Interpreting the Bible as a means of discerning God’s redemptive will is an extremely subjective process. Beware of any preacher who introduces his or her interpretation of the text with an absolute: “God says . . .” I certainly believe that God speaks and communicates through the Scriptures, but determining what God is saying involves a highly tentative and imperfect process of spiritual discernment. On a number of issues of theological, social, and practical relevance the Bible argues with itself, even within the same biblical books. This, of course, makes the Bible easily adaptable as a tool of oppression used to legitimate unhealthy, even destructive and deadly, religious, political, and social practices such as slavery, racism, the subordination of women, gay bashing, capital punishment, etc.. On the other hand, there are passages in the Bible that give witness to the very best of humanity, empowering people of faith to stand up against injustice, to practice peacemaking, forgiveness, and reconciliation, to stand in solidarity with the suffering world, and to give themselves selflessly and sacrificially for the good of others.

A story within the biblical text itself illustrates these two very different uses of the Bible. In the Synoptic Gospels, Jesus, after his baptism by John, is led by the Spirit into the desert to be tested by the Devil. (Whether one interprets the Devil as a mythological/ symbolical/representational figure or as an actual, non-human, personal power depends largely on beliefs and presuppositions one brings to the text—the point I make above.) Matthew and Luke mention three specific temptations. In response to each one Jesus quotes Scripture. The Devil also quotes Scripture in support of his appeal.

The Devil does not tempt Jesus with evil, but with the good. If Jesus were to turn stones into bread he could eliminate hunger. If Jesus were to dazzle the world with his showmanship and exercise power over the kingdoms of the world then think of all the good he could do. The issue here concerns the means by which a good end is attained. The main issue being: How will Jesus go about God’s business?

When preachers claim that they preach nothing but the Word of God, they do not realize how subjective and biased their own approach is. Quite often those who make such claims are the very ones who proclaim and argue for interpretations and positions that make God look small, narrow, mean, and sometimes just plain silly.

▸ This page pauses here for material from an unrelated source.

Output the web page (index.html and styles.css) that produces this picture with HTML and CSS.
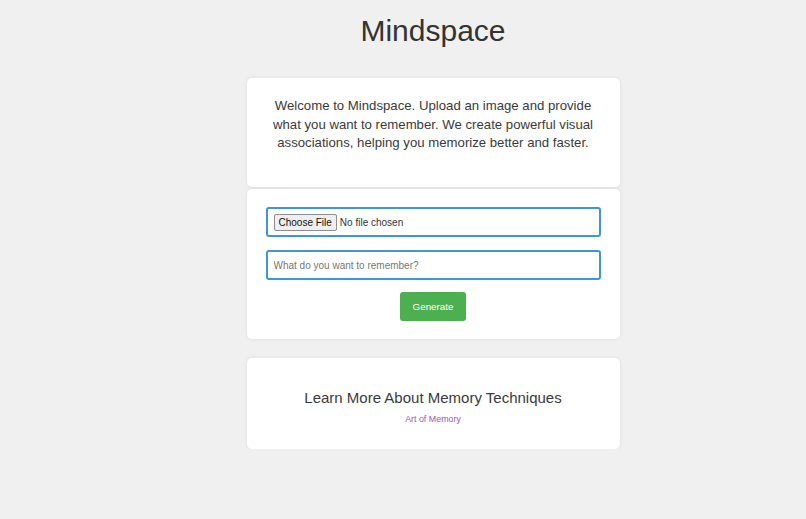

At the risk of being deemed “simple minded” let me offer a simple, common sense rule of thumb. We can hardly go wrong by seeking the most gracious, redemptive, healing, and loving understanding of the text. (Well, our interpretation may be wrong, but at least it will not be destructive. One might ask: Is any interpretation that grows the soul, inspires love, and seeks what is good wrong?) Sometimes this will mean rejecting the text or demythologizing the text or contemporizing the text.

Just because the Bible has been hurtfully employed to validate oppressive policies and practices that control, subjugate, exclude and condemn “the other,” is no reason for tossing this great book aside. Our sacred Scriptures, when interpreted wisely and compassionately offer rich resources for personal, communal, and even global transformation.